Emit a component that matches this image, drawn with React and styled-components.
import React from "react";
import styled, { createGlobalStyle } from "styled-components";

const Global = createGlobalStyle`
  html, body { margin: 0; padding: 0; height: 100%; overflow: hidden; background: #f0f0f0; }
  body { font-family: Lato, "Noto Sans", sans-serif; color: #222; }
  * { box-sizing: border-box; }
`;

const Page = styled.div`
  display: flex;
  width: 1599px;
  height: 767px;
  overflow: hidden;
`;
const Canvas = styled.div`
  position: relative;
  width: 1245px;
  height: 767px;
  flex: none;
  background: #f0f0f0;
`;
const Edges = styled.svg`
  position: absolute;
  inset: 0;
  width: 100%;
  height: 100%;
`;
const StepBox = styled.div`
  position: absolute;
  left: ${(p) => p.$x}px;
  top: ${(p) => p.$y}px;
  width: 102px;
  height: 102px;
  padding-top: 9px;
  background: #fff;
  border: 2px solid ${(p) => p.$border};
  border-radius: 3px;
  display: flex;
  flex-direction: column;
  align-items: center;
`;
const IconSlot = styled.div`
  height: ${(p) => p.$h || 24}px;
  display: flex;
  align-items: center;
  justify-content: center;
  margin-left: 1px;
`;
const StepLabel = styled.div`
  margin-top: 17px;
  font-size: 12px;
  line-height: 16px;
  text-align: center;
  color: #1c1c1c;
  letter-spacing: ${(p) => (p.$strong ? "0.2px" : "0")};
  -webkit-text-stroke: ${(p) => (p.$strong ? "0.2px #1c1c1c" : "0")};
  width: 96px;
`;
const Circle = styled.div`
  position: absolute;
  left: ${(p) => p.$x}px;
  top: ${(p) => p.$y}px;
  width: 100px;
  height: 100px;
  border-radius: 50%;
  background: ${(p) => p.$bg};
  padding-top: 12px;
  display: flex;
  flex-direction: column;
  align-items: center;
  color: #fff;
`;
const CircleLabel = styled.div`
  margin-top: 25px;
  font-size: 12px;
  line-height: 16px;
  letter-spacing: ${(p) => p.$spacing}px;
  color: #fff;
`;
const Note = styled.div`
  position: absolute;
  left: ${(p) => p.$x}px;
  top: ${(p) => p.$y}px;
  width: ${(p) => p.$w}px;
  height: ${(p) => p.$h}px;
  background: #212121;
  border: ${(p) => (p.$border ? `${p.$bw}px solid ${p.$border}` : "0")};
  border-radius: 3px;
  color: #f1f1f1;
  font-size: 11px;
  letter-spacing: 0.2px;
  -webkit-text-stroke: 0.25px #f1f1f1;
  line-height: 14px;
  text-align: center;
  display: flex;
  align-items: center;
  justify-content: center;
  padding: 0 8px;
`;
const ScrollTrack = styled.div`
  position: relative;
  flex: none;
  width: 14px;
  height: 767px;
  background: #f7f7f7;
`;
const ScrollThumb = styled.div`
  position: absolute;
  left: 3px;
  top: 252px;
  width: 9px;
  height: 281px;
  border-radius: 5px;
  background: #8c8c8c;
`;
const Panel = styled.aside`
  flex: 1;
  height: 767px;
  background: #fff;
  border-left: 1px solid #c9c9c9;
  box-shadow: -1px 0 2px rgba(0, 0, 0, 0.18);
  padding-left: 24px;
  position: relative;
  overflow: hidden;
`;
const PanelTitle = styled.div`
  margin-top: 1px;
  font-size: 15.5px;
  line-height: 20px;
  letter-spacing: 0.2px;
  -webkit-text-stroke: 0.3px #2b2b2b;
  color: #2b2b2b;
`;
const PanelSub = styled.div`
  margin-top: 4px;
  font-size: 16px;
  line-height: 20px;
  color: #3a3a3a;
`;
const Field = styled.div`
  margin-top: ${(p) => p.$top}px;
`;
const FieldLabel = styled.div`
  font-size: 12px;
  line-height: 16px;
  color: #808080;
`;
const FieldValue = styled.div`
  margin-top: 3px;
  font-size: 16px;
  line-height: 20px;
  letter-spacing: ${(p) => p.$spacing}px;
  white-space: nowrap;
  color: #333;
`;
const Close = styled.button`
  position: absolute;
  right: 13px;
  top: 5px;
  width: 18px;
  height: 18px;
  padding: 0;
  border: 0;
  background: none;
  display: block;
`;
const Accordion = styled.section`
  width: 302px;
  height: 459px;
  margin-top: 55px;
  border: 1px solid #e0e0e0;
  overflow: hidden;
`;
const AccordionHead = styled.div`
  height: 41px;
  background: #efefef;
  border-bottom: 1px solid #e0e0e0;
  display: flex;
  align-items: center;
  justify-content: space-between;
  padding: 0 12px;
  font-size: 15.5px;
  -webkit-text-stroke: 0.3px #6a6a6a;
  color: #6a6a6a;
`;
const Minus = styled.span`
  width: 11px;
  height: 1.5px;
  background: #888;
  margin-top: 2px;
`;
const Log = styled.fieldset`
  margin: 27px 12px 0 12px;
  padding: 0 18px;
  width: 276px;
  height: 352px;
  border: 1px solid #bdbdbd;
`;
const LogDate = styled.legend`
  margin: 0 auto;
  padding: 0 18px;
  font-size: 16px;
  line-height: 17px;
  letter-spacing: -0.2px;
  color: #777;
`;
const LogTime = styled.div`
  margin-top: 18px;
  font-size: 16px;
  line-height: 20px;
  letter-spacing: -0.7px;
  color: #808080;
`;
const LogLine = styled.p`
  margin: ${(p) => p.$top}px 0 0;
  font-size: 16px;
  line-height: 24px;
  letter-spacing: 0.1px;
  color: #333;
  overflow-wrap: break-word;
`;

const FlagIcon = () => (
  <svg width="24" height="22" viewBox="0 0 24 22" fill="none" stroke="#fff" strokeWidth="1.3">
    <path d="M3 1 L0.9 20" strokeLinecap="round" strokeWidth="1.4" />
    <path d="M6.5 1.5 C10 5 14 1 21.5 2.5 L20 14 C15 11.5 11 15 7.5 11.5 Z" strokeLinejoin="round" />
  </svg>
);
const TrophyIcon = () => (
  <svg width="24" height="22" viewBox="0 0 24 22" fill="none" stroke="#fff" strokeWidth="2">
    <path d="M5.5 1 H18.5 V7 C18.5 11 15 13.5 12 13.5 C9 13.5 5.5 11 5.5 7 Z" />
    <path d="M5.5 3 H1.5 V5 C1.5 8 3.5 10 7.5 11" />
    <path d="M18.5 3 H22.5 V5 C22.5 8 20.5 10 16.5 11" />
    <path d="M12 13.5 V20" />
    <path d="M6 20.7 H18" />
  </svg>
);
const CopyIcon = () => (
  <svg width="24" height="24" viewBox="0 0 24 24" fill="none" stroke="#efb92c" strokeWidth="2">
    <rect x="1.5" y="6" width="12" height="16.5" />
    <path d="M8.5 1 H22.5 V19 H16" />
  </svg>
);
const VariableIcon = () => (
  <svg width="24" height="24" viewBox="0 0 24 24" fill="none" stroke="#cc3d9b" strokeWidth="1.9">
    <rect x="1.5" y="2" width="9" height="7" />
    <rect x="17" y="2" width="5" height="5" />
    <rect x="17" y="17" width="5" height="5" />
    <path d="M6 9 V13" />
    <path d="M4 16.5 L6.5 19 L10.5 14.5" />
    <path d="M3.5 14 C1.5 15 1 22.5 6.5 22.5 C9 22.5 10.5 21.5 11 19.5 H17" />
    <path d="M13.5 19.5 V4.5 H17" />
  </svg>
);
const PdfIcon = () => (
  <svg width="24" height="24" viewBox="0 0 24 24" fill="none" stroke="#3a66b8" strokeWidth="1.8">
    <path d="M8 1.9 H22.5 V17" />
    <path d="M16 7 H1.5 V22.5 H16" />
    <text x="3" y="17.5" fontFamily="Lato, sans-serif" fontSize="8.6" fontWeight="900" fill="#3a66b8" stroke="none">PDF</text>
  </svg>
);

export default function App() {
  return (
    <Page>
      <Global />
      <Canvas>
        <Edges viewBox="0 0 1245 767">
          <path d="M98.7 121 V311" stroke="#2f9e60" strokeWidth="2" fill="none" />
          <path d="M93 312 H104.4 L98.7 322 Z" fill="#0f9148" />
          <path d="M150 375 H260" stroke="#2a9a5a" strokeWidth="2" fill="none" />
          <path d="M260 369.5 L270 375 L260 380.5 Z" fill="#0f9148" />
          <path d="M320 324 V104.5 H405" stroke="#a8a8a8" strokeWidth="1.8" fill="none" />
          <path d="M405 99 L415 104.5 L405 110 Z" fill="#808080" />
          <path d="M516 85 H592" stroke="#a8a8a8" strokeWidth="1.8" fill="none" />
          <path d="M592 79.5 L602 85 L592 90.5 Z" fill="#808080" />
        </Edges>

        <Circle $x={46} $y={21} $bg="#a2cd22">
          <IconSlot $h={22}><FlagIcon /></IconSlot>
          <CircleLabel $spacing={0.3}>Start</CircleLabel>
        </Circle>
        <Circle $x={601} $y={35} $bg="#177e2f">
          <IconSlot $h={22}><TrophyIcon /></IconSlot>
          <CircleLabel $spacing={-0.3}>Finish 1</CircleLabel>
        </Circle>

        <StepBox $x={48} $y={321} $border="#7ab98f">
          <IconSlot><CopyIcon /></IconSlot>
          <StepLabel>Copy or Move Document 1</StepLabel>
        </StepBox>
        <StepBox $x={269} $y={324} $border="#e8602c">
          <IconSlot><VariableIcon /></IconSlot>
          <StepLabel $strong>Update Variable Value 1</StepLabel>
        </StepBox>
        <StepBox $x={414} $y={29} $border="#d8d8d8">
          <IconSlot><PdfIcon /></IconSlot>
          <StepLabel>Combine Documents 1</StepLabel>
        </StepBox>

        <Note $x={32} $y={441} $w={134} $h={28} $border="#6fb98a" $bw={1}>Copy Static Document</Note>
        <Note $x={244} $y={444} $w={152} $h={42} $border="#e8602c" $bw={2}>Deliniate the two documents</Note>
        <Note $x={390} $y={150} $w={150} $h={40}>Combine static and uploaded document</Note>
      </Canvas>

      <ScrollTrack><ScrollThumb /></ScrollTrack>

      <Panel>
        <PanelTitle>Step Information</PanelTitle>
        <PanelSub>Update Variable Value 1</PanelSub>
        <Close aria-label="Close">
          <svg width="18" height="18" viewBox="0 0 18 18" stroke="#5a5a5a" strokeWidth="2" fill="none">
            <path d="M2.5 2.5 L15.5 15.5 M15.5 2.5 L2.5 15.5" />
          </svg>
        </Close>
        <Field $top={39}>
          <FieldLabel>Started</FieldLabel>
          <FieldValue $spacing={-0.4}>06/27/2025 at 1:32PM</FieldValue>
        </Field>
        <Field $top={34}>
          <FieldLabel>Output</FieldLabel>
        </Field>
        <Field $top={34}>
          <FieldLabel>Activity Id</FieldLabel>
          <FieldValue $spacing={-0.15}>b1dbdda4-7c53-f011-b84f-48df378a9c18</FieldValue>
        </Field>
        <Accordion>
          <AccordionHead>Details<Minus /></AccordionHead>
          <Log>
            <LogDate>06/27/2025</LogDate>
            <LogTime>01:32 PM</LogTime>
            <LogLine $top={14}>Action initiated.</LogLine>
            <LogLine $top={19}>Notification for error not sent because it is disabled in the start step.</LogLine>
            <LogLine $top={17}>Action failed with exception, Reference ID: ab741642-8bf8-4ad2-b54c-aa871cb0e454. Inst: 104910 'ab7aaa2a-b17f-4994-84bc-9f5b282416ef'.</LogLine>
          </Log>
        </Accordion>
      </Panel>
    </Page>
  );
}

• Instruction:
Scan the material line by line and report each one that contains "React".

• Finished task:
Emit a component that matches this image, drawn with React and styled-components.
import React from "react";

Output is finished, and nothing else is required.